On February 26, 2024, the matter again came up when President Tinubu presided over a meeting of the Federal Executive Council. We were informed after the meeting that Tinubu had ordered a full implementation of the Stephen Oronsaye Report. In furtherance of that directive, we were told that the President had constituted a committee to effect certain agencies’ mergers, scrapping, and relocations within 12 weeks.

Today is November 2, nine months after that directive, and so far there is no indication that the directive has even been considered talk much less about being implemented, especially with the setting up of another ministry and the appointment of more presidential aides and committees.

This is taking place when citizens, who were promised so much in the run-up to the 2023 General Election, facing the harshest economic situation in decades.

Whereas Nigerians are still being extolled to make sacrifices, there is absolutely no sign that those that put them in their present predicament are ready to do so themselves.

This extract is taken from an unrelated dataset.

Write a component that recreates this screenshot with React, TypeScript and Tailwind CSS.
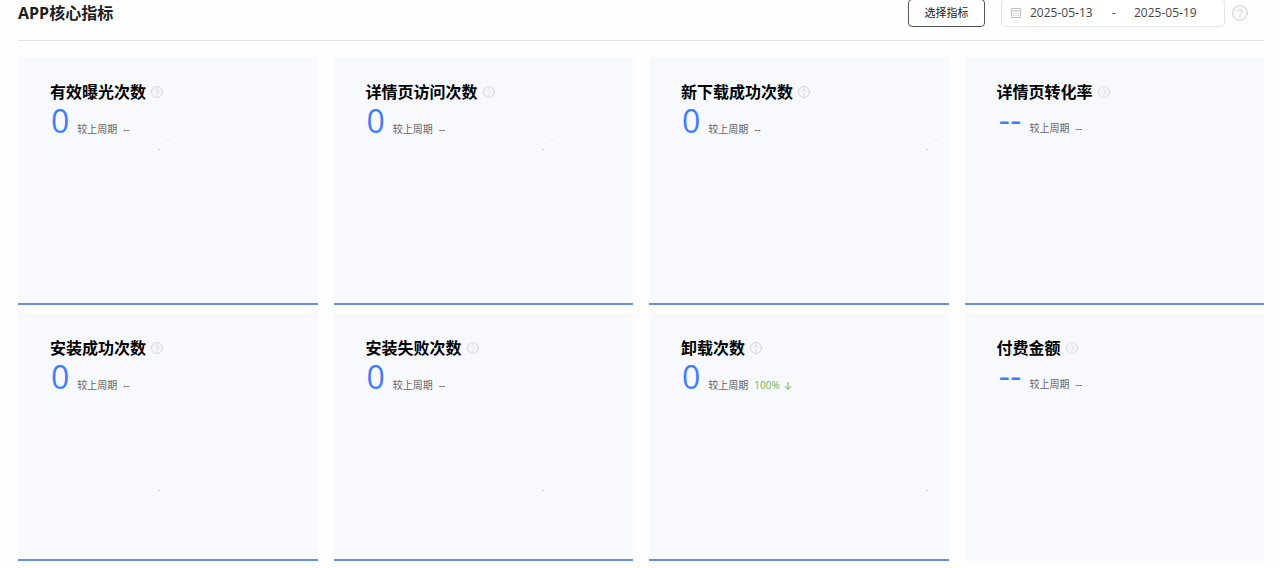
import React from 'react';

type Metric = {
  name: string;
  value: string;
  change: string;
  down?: boolean;
  hasLine: boolean;
};

const metrics: Metric[] = [
  { name: '有效曝光次数', value: '0', change: '--', hasLine: true },
  { name: '详情页访问次数', value: '0', change: '--', hasLine: true },
  { name: '新下载成功次数', value: '0', change: '--', hasLine: true },
  { name: '详情页转化率', value: '--', change: '--', hasLine: true },
  { name: '安装成功次数', value: '0', change: '--', hasLine: true },
  { name: '安装失败次数', value: '0', change: '--', hasLine: true },
  { name: '卸载次数', value: '0', change: '100%', down: true, hasLine: true },
  { name: '付费金额', value: '--', change: '--', hasLine: false },
];

function HelpIcon({ className }: { className: string }) {
  return (
    <svg
      viewBox="0 0 16 16"
      fill="none"
      stroke="currentColor"
      strokeLinecap="round"
      className={className}
      aria-hidden="true"
    >
      <circle cx="8" cy="8" r="7.3" />
      <path d="M5.8 6.4a2.2 2.2 0 1 1 3.5 1.8C8.4 8.8 8 9.1 8 10" />
      <path d="M8 11.9v.2" strokeWidth="1.3" />
    </svg>
  );
}

function CalendarIcon() {
  return (
    <svg
      viewBox="0 0 12 12"
      fill="none"
      stroke="currentColor"
      className="w-3 h-3 shrink-0 text-[#bfc2c8]"
      aria-hidden="true"
    >
      <path d="M1.5 1.5h9v9h-9zM1.5 4h9M3.5 .5v2M8.5 .5v2" />
      <path d="M3 6.5h6M3 8.5h6" strokeDasharray="1.2 1.2" />
    </svg>
  );
}

// Faint marks repeated over the whole page
function Watermark() {
  return (
    <svg className="absolute inset-0 w-full h-full pointer-events-none" aria-hidden="true">
      <defs>
        <pattern id="marks" width="384" height="341" patternUnits="userSpaceOnUse">
          <rect x="158" y="149" width="2" height="1" fill="#d4d6da" />
          <rect x="167" y="140" width="2" height="1" fill="#dcdee2" />
        </pattern>
      </defs>
      <rect width="100%" height="100%" fill="url(#marks)" />
    </svg>
  );
}

function MetricCard({ metric }: { metric: Metric }) {
  const empty = metric.value === '--';

  return (
    <section
      className={`h-62 bg-[#f7f9fd] pl-8 pt-6 border-b-2 ${
        metric.hasLine ? 'border-[#6690e8]' : 'border-[#f7f9fd]'
      }`}
    >
      <div className="flex items-center gap-[5px] h-[22px]">
        <h2 className="text-base leading-[22px] font-bold text-black">{metric.name}</h2>
        <button type="button" aria-label={`${metric.name}说明`} className="text-[#c6c8cc]">
          <HelpIcon className="block w-3 h-3" />
        </button>
      </div>
      <div className="flex items-baseline pl-px">
        <span
          className={`text-[32px] leading-9 text-[#3f7dfb] ${
            empty ? "pl-px font-['DejaVu_Sans',sans-serif]" : ''
          }`}
        >
          {metric.value}
        </span>
        <span className="ml-2 text-[10px] text-[#666]">较上周期</span>
        <span
          className={`flex items-center gap-1 ml-[6px] text-[10px] ${
            metric.down ? 'text-[#67b548]' : 'text-[#555]'
          }`}
        >
          {metric.change}
          {metric.down && (
            <svg viewBox="0 0 8 8" fill="none" stroke="currentColor" className="w-2 h-2" aria-hidden="true">
              <path d="M4 0v7.3M.8 4.2 4 7.4l3.2-3.2" />
            </svg>
          )}
        </span>
      </div>
    </section>
  );
}

export default function App() {
  return (
    <main className="relative bg-[#fefefe] pl-[18px] pr-4 pb-2 font-['Open_Sans','Noto_Sans_CJK_SC',sans-serif]">
      <header className="flex items-start justify-between h-[41px] border-b border-[#e2e2e2]">
        <h1 className="text-base leading-[26px] font-bold text-[#1c1c1c]">APP核心指标</h1>
        <div className="flex items-center -mt-px text-xs text-[#444]">
          <button
            type="button"
            className="h-7 w-[77px] rounded-[4px] border border-[#555] bg-white text-[11px] text-[#222] mr-4"
          >
            选择指标
          </button>
          <div className="flex items-center h-7 w-56 rounded-[4px] border border-[#e4e5ea] bg-white px-2">
            <CalendarIcon />
            <input
              type="text"
              aria-label="开始日期"
              defaultValue="2025-05-13"
              className="w-16 ml-2 outline-none"
            />
            <span className="w-10 text-center">-</span>
            <input
              type="text"
              aria-label="结束日期"
              defaultValue="2025-05-19"
              className="w-16 outline-none"
            />
          </div>
          <button type="button" aria-label="说明" className="ml-[7px] mr-4 text-[#c6c8cc]">
            <HelpIcon className="block w-4 h-4" />
          </button>
        </div>
      </header>
      <div className="grid grid-cols-4 gap-x-4 gap-y-2 mt-4">
        {metrics.map((metric) => (
          <MetricCard key={metric.name} metric={metric} />
        ))}
      </div>
      <Watermark />
    </main>
  );
}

But wait a minute, while the government at the centre is even making cost-cutting efforts, what about the sub nationals – what are the various state governors doing as their own way of cutting costs in order to free up funds to make the lives of their citizens better?

In order for the nation to pull out from these difficult times, it’s necessary for everyone to make sacrifices; it should not be limited to the overburdened lower levels of the nation’s social strata.